David still has faith his son is alive and he has moved to Arizona, upending his own life, to keep the pressure on investigators.

Buckeye police have sent out off-road vehicles, drones and dogs, but he says their efforts have not been serious. He claims to have conducted his own search operations with over 200 volunteers nonstop for seven weeks.

The family has also set up a GoFundMe and a petition to support their efforts, but David fears precious time has been lost.

The massive interest in Gabby Petito's disappearance has left him with mixed emotions.

"To become a national story, to have the FBI and other agencies working on it, it's everything I wanted for my son," he says.

"The sad part is the family had to grieve the outcome [her death], but they have a little sense of closure.
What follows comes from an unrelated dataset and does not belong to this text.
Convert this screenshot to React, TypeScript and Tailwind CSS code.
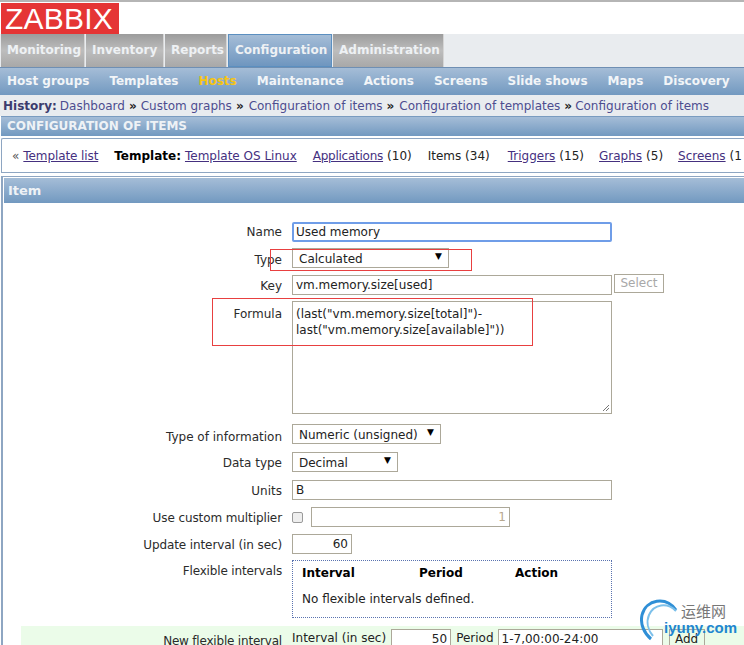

I don't have any.
When his friend Lauren Cho walked away from their bus, Cody Orell saw that she was upset about something, but did not think much of it.

"I didn't pry into it then, but of course now I wish..." he told the local Hi-Desert Star newspaper in July.

Known to her friends as "El", Ms Cho, 30, sang soprano as a teen and went on to become a music teacher.

In search of a fresh start, she quit her job over the winter and joined Mr Orell's cross-country road trip.

She reportedly planned to run a food truck at their final destination: Bombay Beach, California.

But later, the duo would use their converted bus as living quarters and Ms Cho would become a private chef to her friend's Airbnb nearby.

On 28 June, when she walked away from their bus home, she took no phone, food or water.

Search and rescue operations could not even find her tracks. A police helicopter has found no trace.

The Petito case has drawn interest anew in Ms Cho's disappearance.

On a Facebook page called "Find Lauren Cho", its administrators wrote: "We realise that on the surface, the public information for both cases share some similarities. Ultimately, these two cases are NOT the same and the differences run deeper than what meets the public eye."

"Somebody knows something," they concluded hopefully.